Raised in Ohio, Jim Brewton studied art at the Toledo Museum school, served in the Korean War and enrolled at the Ruskin School of Art in Oxford in 1954, on the G.I. Bill. In the summer of 1955, he transferred to the Pennsylvania Academy of the Fine Arts (PAFA) in Philadelphia, Class of 1958.
Dorothy Grafly, Philadelphia Bulletin art critic, wrote in 1967: “Mr. Brewton’s career was launched dramatically when his canvas ‘The Suicide of Judas’ won the prestigious $1000 Schiedt prize in the national biennial exhibition of American painting and sculpture … during the 1959-60 season. The tall ex-marine sergeant … thus captured—at the very early age of 28—the same award William Glackens, Stuart Davis, Hans Hofmann, Ivan Albright and Charles Burchfield had earned in their maturity.”
It’s unclear when Brewton became fascinated by Alfred Jarry and ’Pataphysics. Colleagues say he was talking about Jarry by 1958. At the time, Brewton was working at The Print Club in Philadelphia, where he was electrified by the spontaneous style of Danish artist Asger Jorn, a founder of the CoBrA and Situationist International groups.
Brewton left Philadelphia for Denmark in 1962, working for about a year with ceramicist Erik Nyholm, Jorn and others. Although he had always been one for daring use of color, Brewton’s later works show a more liberated style that owed its freedom to CoBrA. The principles of Jorn’s Comparative Vandalism project gave Brewton a focus for his artistic quest: the interpretation of meaning in symbols.
Philadelphia artist and teacher Hobson Pittman knew the importance of symbols in Brewton’s work, writing for a memorial exhibition catalogue: “A truly gifted artist. … Jim Brewton, from his earliest work, gave evidence of a peculiar and constant search for the nebulous and metaphysical symbol. … His standard of judgement was … innate, as it is with genuinely endowed artists. His deep understanding of aesthetics was evident in everything he did.”
While Jorn gave graffiti a passing nod as part of his Comparative Vandalism project, Brewton incorporated graffiti and ’Pataphysics into his interpretation of the world. Yet his vision was absolutely original, as Hobson Pittman noted: “It is the assimilation ... the editing and discretion of borrowing without imitation, that shows the signs of greatness.”
Brewton called his new practice “Graffiti Pataphysic.” Between 1963 and 1967, he created his most original pieces.
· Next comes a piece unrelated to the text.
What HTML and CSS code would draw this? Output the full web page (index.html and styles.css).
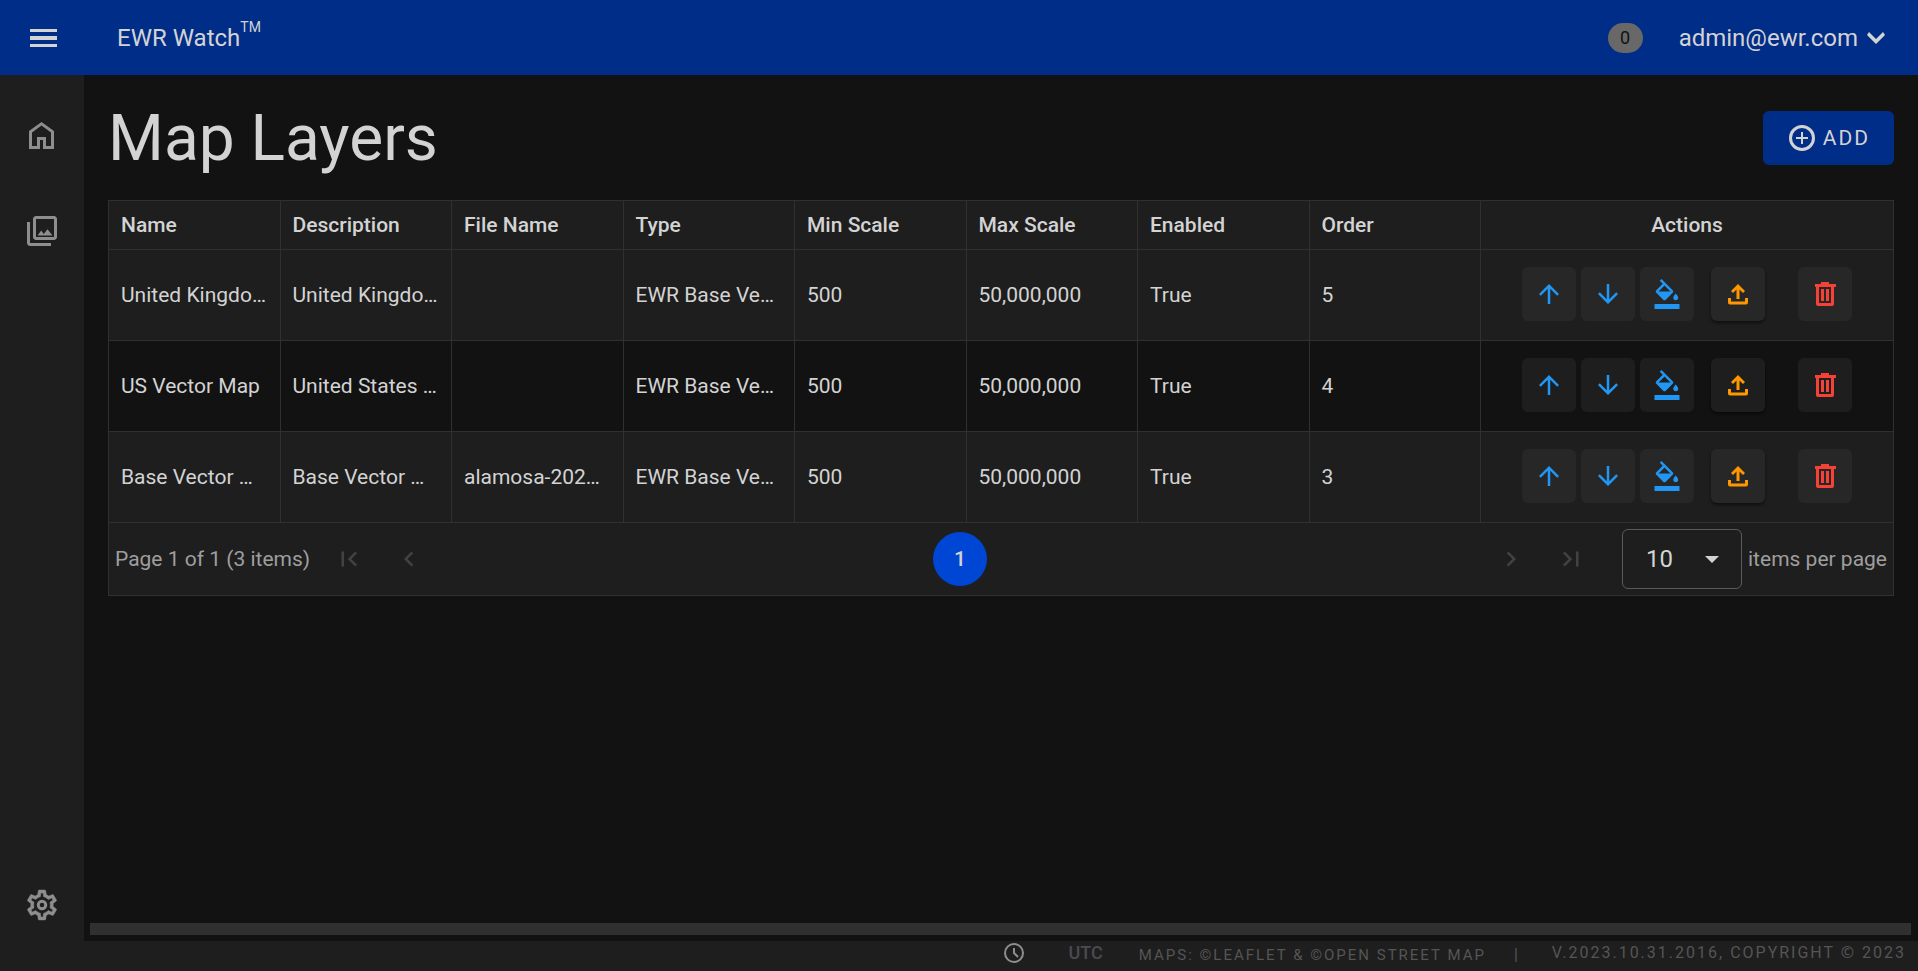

In the last phase of his life, Brewton created collages, prints, sculptures and paintings that are cogent, elegant comments about freedom, racism, sex, war, assassination and music.
In 1965 Brewton returned to Denmark, where he was artist-in-residence at Aage Damgaard’s studio (Damgaard founded the Herning—now “Heart”—Kunstmuseum). That year, Brewton had a successful solo exhibition, “Graffiti Pataphysic: The American Dream-Girl,” at the AP Galerie in Copenhagen; and another, “Graffiti Pataphysic,” at the Kenmore Galleries in Philadelphia. Andy Warhol, in town for his October 1965 show at the Institute of Contemporary Art (ICA), noticed Brewton’s work at the Kenmore Galleries and invited him to the ICA opening.
On May 15, 1967, Brewton’s work was featured in a four-man show at the Socrates Perakis Art Gallery in Philadelphia. Four days earlier, discouraged and ill, 36-year-old Brewton had shot himself in his studio.
Two memorial shows were held. Brewton’s work was exhibited at the Peale Galleries at PAFA, along with that of Robert Rauschenberg, in 1968. In 1971, the Kenmore Galleries held another memorial with proceeds going to a PAFA student fund. When the show closed, Brewton’s works were dispersed; they have not been shown publicly since then.

The James Edward Brewton Foundation was formed in 2008 to locate, catalogue, restore and lend the artist’s works to museums and other arts venues; and to promote study and appreciation of the modern-art movements Brewton drew upon for inspiration. More than 100 Brewton works have been catalogued to date. The Brewton Foundation is a 501(c)(3) tax-exempt organization. For more information, post a comment and we'll be happy to contact you.

Wednesday, September 24, 2008

The Scandinavian Institute for Comparative Vandalism




Asger Jorn (left) and Jim Brewton, unloading artwork for an exhibition--or records of Jorn's Comparative Vandalism project--in Denmark, 1965. 


Tuesday, June 10, 2008

About Us

The James Edward Brewton Foundation was formed in early 2008. We locate and catalogue works of art, writings and other items associated with the artistic legacy of American artist James Edward Brewton (1930-1967). Brewton's work, called "Graffiti Pataphysic," reflects his interest in Surrealism, the CoBrA group and the works of Alfred Jarry.
Since the foundation's inception, we have located more than 100 Brewton works. The Brewton Foundation is a 501(c)(3) tax-exempt organization.